### Code that builds pages
###
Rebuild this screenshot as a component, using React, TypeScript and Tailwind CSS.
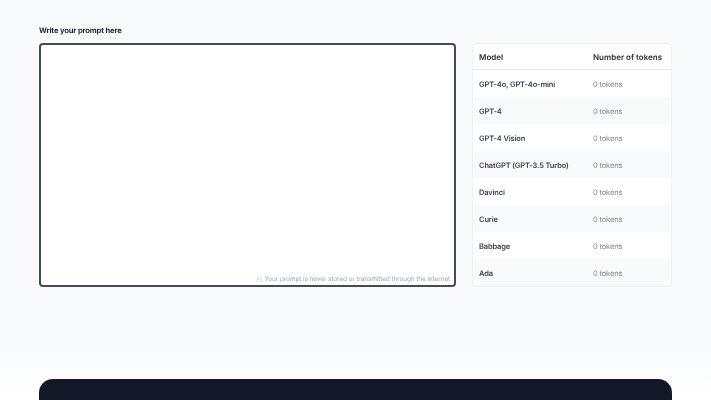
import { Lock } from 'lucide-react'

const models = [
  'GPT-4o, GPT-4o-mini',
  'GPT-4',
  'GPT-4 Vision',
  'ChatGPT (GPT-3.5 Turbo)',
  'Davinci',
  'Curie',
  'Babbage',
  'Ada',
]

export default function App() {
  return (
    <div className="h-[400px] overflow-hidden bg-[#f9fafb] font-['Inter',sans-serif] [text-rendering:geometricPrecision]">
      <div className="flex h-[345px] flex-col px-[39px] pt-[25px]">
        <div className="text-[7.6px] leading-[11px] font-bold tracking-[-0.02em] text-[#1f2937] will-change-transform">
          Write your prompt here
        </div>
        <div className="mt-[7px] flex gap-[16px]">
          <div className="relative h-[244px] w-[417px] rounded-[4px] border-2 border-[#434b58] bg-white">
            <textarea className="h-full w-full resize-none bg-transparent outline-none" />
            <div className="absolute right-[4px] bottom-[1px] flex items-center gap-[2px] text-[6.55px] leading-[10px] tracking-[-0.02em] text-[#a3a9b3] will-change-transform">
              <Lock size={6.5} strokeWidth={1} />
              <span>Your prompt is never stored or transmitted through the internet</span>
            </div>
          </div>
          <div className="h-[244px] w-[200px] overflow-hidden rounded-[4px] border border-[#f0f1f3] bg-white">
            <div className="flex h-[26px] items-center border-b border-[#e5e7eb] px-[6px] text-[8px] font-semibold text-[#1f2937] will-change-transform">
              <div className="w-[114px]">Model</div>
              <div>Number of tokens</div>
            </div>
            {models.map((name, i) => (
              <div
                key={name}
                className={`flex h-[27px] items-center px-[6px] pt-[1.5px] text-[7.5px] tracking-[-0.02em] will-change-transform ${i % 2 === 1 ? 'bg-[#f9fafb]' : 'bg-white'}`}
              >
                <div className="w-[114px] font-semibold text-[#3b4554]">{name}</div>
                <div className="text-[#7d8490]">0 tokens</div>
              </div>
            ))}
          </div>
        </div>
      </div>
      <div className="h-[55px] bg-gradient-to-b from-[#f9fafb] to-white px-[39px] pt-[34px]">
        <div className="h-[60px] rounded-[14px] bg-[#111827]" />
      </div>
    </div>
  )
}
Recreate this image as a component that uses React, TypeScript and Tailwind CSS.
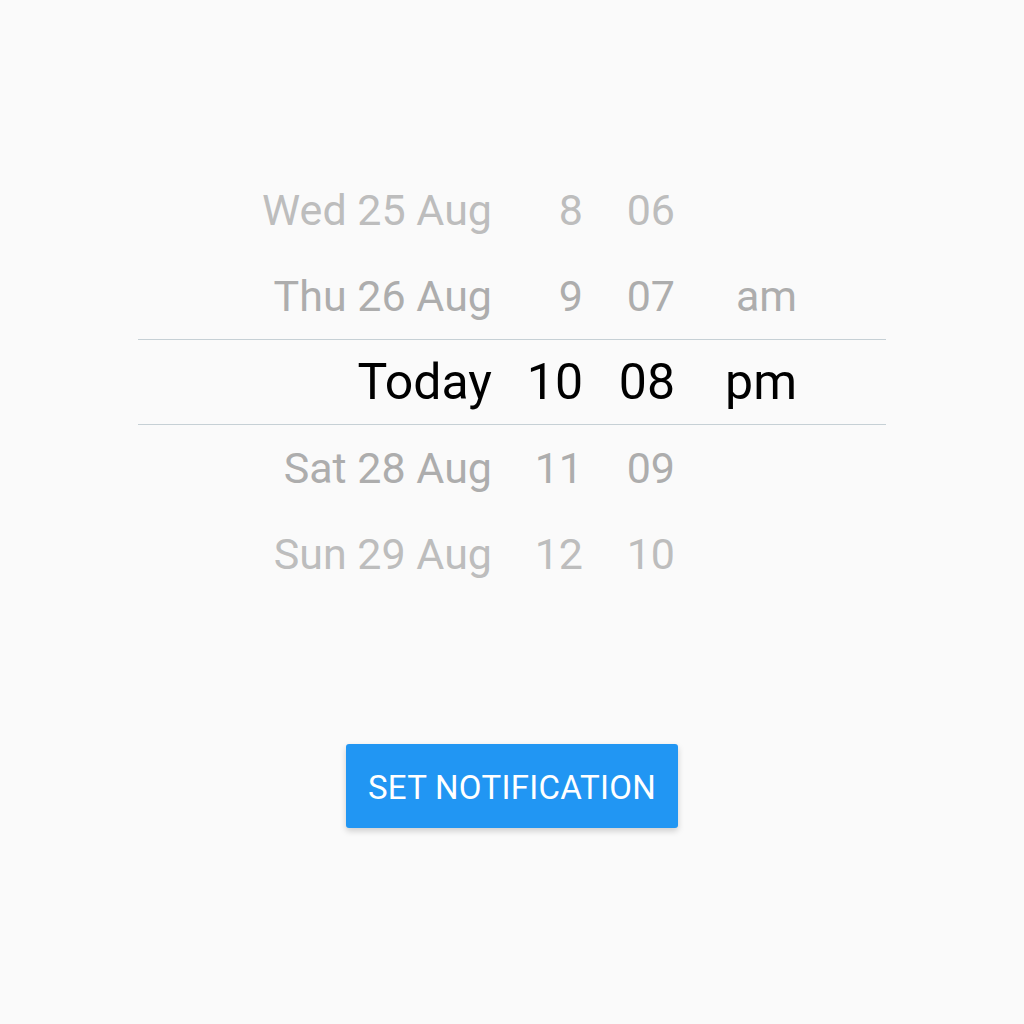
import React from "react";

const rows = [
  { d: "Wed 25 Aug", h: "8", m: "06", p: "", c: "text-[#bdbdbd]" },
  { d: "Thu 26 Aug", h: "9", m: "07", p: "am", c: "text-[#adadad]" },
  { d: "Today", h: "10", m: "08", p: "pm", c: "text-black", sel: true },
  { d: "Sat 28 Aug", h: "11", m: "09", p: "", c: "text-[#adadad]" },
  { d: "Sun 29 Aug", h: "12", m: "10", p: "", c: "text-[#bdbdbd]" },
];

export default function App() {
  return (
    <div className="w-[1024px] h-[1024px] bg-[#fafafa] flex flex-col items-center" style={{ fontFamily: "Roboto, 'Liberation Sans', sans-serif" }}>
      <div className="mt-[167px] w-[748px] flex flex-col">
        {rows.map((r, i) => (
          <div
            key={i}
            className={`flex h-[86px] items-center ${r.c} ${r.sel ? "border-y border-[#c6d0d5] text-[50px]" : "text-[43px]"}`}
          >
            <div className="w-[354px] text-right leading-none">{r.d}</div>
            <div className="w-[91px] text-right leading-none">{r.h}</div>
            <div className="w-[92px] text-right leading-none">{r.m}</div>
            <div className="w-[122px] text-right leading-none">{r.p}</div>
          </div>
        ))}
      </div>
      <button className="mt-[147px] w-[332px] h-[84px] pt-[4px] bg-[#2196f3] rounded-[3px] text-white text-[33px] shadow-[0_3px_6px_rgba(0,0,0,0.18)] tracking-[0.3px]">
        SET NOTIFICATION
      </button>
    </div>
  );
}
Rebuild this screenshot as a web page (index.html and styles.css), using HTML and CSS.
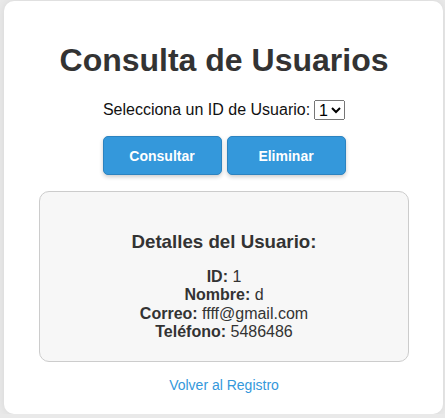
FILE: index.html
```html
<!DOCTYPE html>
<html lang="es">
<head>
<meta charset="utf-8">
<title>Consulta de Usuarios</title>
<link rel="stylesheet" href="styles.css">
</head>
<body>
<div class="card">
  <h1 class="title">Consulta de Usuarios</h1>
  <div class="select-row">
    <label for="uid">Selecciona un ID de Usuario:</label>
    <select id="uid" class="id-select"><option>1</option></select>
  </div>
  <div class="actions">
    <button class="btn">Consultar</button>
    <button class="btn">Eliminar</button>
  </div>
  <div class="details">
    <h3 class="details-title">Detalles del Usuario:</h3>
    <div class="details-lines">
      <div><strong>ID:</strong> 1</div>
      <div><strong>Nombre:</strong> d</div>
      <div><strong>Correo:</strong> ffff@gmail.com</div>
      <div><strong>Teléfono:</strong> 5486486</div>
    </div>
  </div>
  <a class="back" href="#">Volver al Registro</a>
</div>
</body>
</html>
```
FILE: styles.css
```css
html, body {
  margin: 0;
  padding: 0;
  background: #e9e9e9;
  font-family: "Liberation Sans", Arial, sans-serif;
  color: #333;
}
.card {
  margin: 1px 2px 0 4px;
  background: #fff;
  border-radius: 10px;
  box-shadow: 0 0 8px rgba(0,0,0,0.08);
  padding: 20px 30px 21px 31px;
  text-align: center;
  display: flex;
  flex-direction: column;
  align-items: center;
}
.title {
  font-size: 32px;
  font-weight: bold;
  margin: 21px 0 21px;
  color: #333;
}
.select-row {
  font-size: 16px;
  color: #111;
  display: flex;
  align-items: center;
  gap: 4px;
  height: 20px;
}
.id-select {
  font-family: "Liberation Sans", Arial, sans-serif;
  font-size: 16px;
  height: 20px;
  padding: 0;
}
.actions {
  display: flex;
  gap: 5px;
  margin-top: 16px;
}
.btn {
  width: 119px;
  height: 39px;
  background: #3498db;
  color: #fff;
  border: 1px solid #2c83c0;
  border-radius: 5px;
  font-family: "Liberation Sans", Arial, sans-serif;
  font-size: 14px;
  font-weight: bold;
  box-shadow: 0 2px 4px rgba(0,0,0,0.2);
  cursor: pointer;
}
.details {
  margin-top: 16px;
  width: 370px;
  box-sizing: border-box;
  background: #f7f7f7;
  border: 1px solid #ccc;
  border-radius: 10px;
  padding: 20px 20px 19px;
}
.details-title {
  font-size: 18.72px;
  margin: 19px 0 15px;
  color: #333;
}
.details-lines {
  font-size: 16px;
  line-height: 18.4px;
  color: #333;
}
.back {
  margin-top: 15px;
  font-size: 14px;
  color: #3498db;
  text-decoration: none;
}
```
###
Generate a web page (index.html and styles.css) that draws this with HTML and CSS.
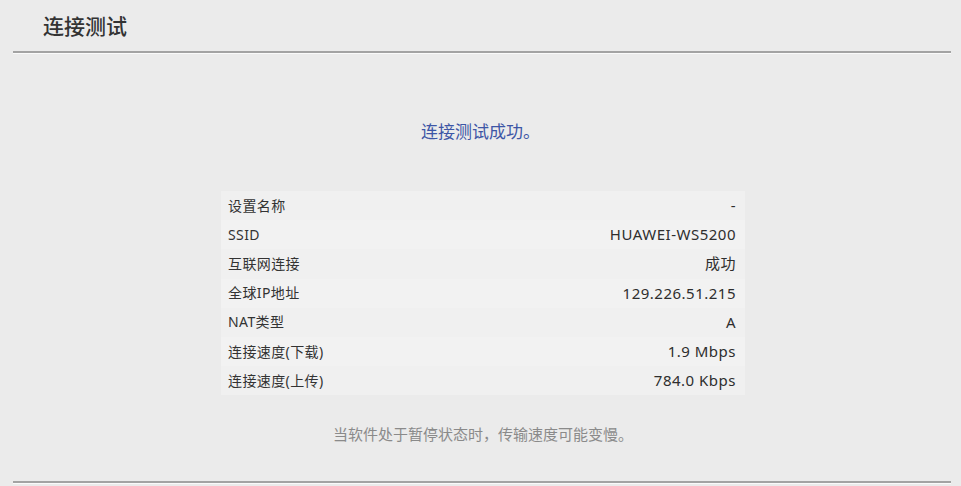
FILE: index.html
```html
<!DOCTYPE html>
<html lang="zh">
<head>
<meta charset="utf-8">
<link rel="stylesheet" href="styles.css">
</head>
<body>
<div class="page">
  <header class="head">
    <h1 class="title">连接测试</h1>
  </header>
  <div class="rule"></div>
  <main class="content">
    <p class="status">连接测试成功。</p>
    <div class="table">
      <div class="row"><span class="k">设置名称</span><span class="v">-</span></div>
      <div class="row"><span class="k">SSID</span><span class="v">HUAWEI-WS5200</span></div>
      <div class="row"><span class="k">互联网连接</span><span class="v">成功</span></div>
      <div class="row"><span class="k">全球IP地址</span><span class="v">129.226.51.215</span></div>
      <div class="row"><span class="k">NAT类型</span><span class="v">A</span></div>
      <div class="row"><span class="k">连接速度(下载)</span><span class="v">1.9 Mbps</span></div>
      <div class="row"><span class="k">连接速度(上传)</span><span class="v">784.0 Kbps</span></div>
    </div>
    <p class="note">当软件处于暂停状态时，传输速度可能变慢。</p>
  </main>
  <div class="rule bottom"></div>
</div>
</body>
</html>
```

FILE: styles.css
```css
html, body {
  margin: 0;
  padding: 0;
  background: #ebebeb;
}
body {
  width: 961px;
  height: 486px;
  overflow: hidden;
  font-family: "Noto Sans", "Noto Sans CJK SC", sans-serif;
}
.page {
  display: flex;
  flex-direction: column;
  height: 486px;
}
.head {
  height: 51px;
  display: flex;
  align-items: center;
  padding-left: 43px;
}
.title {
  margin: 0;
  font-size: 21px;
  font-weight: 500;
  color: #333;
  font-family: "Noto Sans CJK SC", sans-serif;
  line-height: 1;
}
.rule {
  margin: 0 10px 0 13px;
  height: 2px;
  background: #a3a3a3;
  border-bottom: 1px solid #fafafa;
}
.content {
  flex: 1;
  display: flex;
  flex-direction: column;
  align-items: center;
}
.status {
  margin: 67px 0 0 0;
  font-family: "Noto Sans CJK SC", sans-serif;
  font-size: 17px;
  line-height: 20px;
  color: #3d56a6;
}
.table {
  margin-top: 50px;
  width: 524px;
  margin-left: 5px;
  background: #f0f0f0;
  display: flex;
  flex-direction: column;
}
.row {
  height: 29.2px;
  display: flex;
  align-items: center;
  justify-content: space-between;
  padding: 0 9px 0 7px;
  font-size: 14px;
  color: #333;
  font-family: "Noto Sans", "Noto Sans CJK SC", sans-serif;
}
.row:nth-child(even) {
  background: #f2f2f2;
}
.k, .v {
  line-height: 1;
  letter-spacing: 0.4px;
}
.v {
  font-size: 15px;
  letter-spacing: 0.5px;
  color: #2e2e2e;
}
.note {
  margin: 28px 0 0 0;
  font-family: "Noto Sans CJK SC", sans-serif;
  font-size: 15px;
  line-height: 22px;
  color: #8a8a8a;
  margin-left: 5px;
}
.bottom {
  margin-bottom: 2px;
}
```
###
### Exercise brief
Leave out the pictures and quote exactly the lines from the one where "Recreate this image" appears to the one where "import React from" appears, both ends counted.

### In response
Recreate this image as a component that uses React, TypeScript and Tailwind CSS.
import React from "react";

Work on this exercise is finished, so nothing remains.